== GIVEN INFORMATION
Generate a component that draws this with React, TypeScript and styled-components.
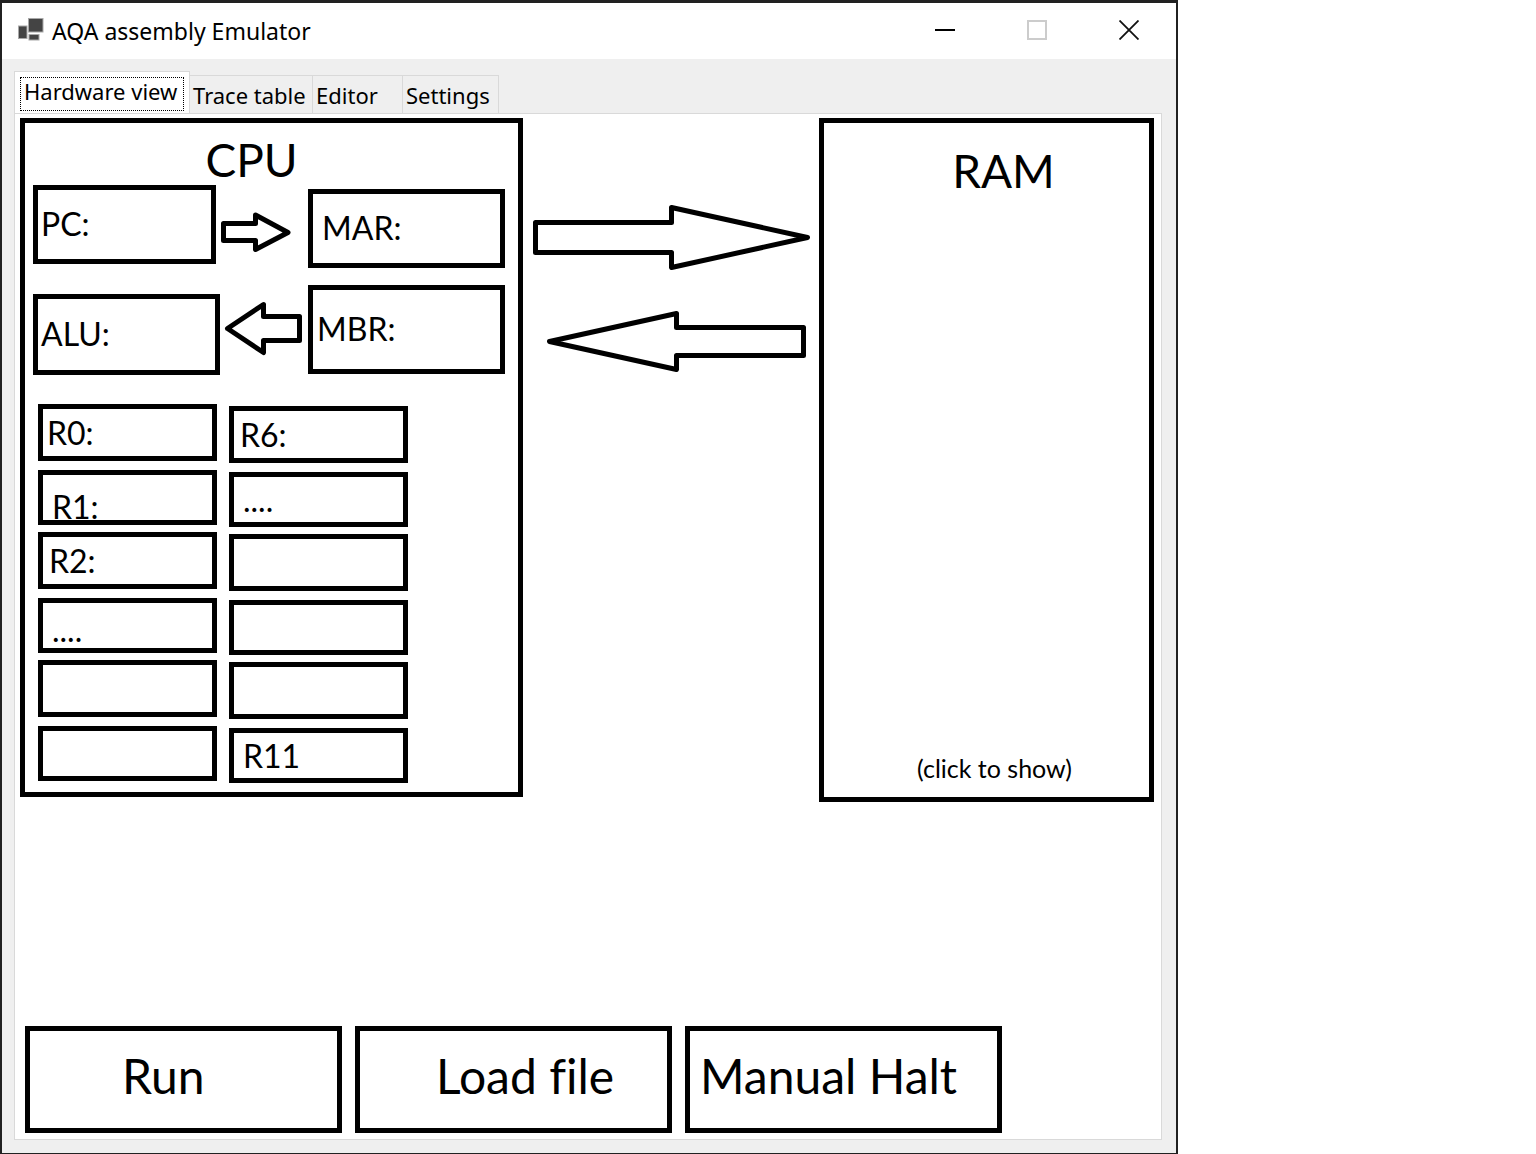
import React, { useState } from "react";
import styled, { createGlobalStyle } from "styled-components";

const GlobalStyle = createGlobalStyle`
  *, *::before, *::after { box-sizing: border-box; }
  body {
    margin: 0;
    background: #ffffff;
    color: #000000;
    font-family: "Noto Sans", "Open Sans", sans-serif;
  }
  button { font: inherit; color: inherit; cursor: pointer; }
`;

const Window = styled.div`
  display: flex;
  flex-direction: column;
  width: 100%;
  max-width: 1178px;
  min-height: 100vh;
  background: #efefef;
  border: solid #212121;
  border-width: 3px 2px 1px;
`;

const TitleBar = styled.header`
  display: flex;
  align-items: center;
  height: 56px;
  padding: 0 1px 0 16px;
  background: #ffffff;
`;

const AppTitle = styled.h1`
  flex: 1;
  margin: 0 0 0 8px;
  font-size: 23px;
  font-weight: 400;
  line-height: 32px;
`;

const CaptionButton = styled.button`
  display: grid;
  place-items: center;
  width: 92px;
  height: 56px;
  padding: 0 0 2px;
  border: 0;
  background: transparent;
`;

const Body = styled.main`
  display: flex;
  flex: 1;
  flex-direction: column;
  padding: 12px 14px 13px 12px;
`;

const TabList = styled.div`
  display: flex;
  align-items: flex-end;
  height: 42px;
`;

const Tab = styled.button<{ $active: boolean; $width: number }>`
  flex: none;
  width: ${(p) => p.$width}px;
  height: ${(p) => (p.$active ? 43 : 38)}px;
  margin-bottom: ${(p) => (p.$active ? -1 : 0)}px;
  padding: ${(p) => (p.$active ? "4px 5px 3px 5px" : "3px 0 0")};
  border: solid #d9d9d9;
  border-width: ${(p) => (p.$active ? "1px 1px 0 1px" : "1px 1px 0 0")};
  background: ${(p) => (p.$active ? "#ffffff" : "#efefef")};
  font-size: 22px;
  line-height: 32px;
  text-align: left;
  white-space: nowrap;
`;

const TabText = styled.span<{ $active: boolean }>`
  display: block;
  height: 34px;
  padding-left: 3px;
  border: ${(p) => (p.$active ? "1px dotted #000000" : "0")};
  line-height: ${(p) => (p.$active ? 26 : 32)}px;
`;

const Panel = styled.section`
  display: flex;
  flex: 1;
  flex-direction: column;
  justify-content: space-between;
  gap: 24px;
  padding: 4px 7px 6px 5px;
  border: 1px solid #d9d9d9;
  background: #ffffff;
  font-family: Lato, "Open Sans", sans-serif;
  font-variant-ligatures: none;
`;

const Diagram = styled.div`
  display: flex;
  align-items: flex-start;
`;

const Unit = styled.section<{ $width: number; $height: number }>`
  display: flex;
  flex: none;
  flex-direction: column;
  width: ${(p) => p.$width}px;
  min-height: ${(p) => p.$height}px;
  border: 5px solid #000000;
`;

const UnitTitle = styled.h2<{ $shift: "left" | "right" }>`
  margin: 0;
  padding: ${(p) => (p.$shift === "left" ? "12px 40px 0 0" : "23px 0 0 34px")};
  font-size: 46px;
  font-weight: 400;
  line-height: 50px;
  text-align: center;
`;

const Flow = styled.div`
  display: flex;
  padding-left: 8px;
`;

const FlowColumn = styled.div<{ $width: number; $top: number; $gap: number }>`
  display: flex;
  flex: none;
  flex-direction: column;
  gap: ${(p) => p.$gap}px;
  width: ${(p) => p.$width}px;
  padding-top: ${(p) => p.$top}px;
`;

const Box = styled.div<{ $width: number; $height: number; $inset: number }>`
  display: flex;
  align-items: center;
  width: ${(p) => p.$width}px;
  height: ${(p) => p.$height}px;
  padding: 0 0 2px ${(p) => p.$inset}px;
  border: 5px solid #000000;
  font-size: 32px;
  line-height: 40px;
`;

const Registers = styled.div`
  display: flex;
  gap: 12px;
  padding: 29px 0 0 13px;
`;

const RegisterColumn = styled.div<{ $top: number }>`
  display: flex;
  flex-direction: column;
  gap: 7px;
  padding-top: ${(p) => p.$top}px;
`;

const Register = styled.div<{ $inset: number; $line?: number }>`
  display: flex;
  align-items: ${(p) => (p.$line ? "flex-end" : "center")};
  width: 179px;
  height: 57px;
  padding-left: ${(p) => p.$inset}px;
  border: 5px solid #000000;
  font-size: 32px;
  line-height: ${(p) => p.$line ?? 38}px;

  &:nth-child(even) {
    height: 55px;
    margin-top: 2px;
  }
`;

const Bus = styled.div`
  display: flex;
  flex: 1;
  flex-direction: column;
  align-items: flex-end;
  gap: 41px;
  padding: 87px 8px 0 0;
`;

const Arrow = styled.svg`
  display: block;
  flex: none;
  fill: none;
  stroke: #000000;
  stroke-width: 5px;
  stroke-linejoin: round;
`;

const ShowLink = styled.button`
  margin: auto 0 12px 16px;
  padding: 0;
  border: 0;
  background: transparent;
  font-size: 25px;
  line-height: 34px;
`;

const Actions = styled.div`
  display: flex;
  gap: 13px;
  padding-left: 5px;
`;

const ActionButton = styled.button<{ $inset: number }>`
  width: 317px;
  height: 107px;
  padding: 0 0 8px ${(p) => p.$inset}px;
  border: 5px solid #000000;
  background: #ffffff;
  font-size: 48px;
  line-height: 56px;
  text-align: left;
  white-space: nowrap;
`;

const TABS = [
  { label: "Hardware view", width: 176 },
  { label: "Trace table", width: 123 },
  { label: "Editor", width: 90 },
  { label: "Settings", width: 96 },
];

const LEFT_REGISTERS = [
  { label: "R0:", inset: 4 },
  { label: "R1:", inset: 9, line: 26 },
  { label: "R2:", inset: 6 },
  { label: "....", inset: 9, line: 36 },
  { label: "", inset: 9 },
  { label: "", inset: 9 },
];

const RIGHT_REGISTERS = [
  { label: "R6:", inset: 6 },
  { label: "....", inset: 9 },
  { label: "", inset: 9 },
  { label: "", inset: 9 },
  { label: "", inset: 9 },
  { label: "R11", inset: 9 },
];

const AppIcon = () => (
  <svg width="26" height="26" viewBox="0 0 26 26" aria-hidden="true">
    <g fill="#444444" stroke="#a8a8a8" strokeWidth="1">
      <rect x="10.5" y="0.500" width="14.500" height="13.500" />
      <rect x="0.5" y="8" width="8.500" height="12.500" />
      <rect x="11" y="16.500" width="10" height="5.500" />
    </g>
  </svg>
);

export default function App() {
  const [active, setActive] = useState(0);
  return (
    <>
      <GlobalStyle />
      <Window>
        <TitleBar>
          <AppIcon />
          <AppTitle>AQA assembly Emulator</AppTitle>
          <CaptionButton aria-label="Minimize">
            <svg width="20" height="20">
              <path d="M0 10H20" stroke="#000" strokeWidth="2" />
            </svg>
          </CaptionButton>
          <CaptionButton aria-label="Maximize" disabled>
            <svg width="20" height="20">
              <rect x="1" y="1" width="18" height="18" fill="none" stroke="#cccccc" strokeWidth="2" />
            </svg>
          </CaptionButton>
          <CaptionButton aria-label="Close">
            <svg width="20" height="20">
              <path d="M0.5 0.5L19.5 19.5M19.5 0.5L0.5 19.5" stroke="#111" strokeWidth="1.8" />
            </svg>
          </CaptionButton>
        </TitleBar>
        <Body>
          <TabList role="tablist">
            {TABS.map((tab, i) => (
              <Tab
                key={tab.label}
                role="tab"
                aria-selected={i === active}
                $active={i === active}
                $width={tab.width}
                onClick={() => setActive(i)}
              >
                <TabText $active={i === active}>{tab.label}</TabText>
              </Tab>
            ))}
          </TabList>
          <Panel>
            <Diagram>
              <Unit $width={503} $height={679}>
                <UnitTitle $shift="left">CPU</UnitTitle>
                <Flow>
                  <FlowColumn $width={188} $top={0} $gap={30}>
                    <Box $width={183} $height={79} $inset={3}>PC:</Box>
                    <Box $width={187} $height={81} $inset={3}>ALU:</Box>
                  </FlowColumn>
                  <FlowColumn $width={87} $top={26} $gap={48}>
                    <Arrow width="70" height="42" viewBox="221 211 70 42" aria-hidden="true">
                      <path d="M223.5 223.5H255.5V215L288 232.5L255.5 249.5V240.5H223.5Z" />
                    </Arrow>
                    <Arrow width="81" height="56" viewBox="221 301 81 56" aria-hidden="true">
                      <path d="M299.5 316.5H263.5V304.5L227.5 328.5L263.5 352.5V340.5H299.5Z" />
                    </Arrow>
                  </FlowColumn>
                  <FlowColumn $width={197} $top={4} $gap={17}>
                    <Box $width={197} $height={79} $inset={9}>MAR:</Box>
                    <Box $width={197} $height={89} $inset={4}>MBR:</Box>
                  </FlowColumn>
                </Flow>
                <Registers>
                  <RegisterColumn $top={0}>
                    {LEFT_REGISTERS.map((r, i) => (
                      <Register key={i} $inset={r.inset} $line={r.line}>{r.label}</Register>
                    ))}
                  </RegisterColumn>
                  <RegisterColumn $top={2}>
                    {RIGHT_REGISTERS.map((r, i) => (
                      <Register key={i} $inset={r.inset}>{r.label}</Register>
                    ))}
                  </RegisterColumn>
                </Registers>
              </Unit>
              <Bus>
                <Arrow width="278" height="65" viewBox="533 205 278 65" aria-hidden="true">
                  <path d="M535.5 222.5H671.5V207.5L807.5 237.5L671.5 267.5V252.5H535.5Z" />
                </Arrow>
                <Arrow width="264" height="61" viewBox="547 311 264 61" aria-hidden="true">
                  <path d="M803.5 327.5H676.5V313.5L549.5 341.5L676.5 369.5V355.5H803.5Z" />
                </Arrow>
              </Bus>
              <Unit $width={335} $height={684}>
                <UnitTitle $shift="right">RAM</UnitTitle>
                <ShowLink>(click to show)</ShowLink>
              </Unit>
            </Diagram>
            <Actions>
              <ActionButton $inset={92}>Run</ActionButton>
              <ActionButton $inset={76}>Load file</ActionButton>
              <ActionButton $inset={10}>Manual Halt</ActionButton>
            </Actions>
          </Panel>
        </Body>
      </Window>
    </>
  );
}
====
** WHAT IS NEEDED **
Find every line of the data that holds the string "React", then say how many there are and nothing else.

** ANSWER FOR THE TASK **
2